Don't know which way to go, get a 2.5 inch Reese or have a new custom insert made, or just replace the OEM hitch.
Sigh. Paula
Paula,
I replaced my 2" GM receiver with a class V REESE 2.5"- bought the matching hardened sleeve. I've got a lot of play after ~10k miles... and it appears the 'slack' is getting worse. I jammed some washers in the space between the shank and sleeve for one trip- they weren't hardened, and it mashed them like pennies on a railroad track. Others here have recommended against any welding when dealing with hardened steel receivers, so like you, I'm thinking some hardened shims. I've also got the 'wallowing' out of the receiver pin hole- and I don't use a bent pin... go figure.
-J
Moosetags photo in post #3 of this thread is a perfect example of a BAD WELD.
Along the top there was enough heat for the weld bead to form a concave surface and bond adequately to both parts being welded together.

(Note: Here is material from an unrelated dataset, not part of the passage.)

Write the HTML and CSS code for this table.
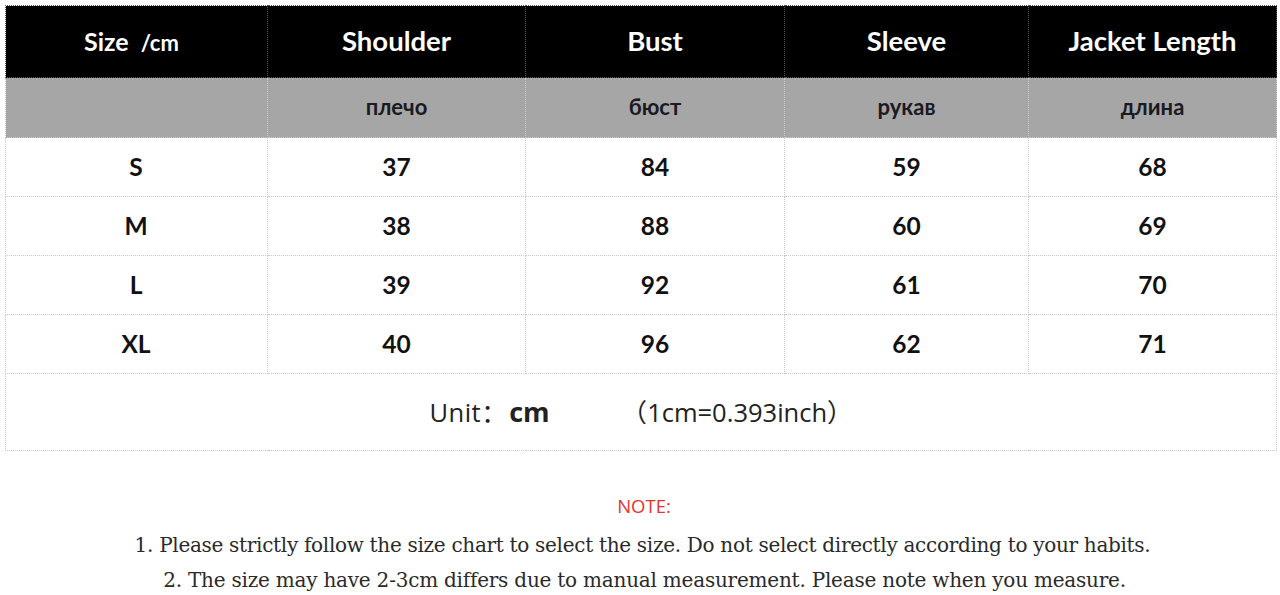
FILE: index.html
```html
<!DOCTYPE html>
<html>
<head>
<meta charset="utf-8">
<link rel="stylesheet" href="styles.css">
</head>
<body>
<div class="page">
  <table class="chart">
    <colgroup>
      <col class="c1"><col class="c2"><col class="c3"><col class="c4"><col class="c5">
    </colgroup>
    <tr class="head">
      <th><span class="size">Size</span><span class="unit">/cm</span></th>
      <th>Shoulder</th>
      <th>Bust</th>
      <th>Sleeve</th>
      <th class="last">Jacket Length</th>
    </tr>
    <tr class="ru">
      <td></td>
      <td>плечо</td>
      <td>бюст</td>
      <td>рукав</td>
      <td>длина</td>
    </tr>
    <tr class="data"><td>S</td><td>37</td><td>84</td><td>59</td><td>68</td></tr>
    <tr class="data"><td>M</td><td>38</td><td>88</td><td>60</td><td>69</td></tr>
    <tr class="data"><td>L</td><td>39</td><td>92</td><td>61</td><td>70</td></tr>
    <tr class="data"><td>XL</td><td>40</td><td>96</td><td>62</td><td>71</td></tr>
    <tr class="unitrow">
      <td colspan="5"><span class="u1">Unit<span class="fw">：</span></span><span class="u2">cm</span><span class="u3"><span class="fw">（</span>1cm=0.393inch<span class="fw">）</span></span></td>
    </tr>
  </table>
  <div class="notes">
    <div class="note-title">NOTE:</div>
    <p class="l1">1. Please strictly follow the size chart to select the size. Do not select directly according to your habits.</p>
    <p class="l2">2. The size may have 2-3cm differs due to manual measurement. Please note when you measure.</p>
  </div>
</div>
</body>
</html>
```

FILE: styles.css
```css
html, body {
  margin: 0;
  padding: 0;
  background: #ffffff;
}
.page {
  width: 1280px;
  height: 595px;
  overflow: hidden;
  padding: 5px 0 0 5px;
  box-sizing: border-box;
}
.chart {
  border-collapse: collapse;
  table-layout: fixed;
  width: 1271px;
  font-family: Lato, "Open Sans", sans-serif;
}
.c1 { width: 262px; }
.c2 { width: 258px; }
.c3 { width: 259px; }
.c4 { width: 244px; }
.c5 { width: 248px; }
.chart th, .chart td {
  border: 1px dotted #c8c8c8;
  text-align: center;
  padding: 0;
}
.head th {
  background: #000;
  color: #fff;
  height: 68px;
  font-size: 27.5px;
  font-weight: 700;
  border-color: #555;
  padding-bottom: 3px;
}
.head th:first-child { text-align: left; padding-left: 78px; }
.size { font-size: 25px; }
.unit { font-size: 22px; margin-left: 12px; }
.ru td {
  background: #a6a6a6;
  height: 56px;
  font-size: 22px;
  font-weight: 700;
  color: #1a1a22;
  border-color: #c9c9c9;
  padding-bottom: 3px;
}
.data td {
  height: 57px;
  font-size: 24.5px;
  font-weight: 700;
  color: #111;
  padding-bottom: 1px;
}
.data td:first-child { padding-right: 1px; }
.unitrow td {
  height: 73px;
  font-size: 25.5px;
  color: #222;
  font-family: "Open Sans", "Noto Sans CJK SC", sans-serif;
  padding-bottom: 3px;
}
.fw { font-family: "Noto Sans CJK SC", sans-serif; }
.u1 { margin-right: 2px; letter-spacing: 0.5px; }
.u2 { font-weight: 700; font-size: 27px; margin-right: 72px; }
.notes {
  text-align: center;
  margin-top: 42px;
}
.note-title {
  color: #e0352f;
  font-family: "Open Sans", sans-serif;
  font-size: 18.5px;
  margin-left: 3px;
  height: 28px;
}
.notes p {
  margin: 0;
  font-family: "DejaVu Serif", "Liberation Serif", serif;
  font-size: 20px;
  color: #2a2a2a;
  letter-spacing: -0.3px;
}
.l1 { margin-top: 12px !important; height: 35px; }
.l2 { padding-left: 4px; letter-spacing: -0.22px !important; }
```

Along the side the weld starts out OK but right where the rust spot is the surface of the weld changes from concave to convex, there was not enough heat in the weld to "penetrate" and adhere to the round pipe. You can even see gaps between the weld-bead and the pipe.
That is BAD manufacturing, NO question !!
BWH
The last time I talked to a Reese Technical person I was told that the receivers were mild steel, just lots of mild steel. They strongly discouraged any welding to their redeivers due to their(Reese's) lack of control of the welders ability and the the typical welding shops ability to non-destructively test welds. It used to be that a Classs V hitch had to be welded to the chassis. That may have changed to.
The receivers that I have had checked for hardness (Rockwell) came back mild steel.
If your going to have any welding done on any part of a hitch, drawbar, ball mount, have it performed by a Certified Welder in a bonded and Insured welding shop.
You stand a better chance of getting a better weld.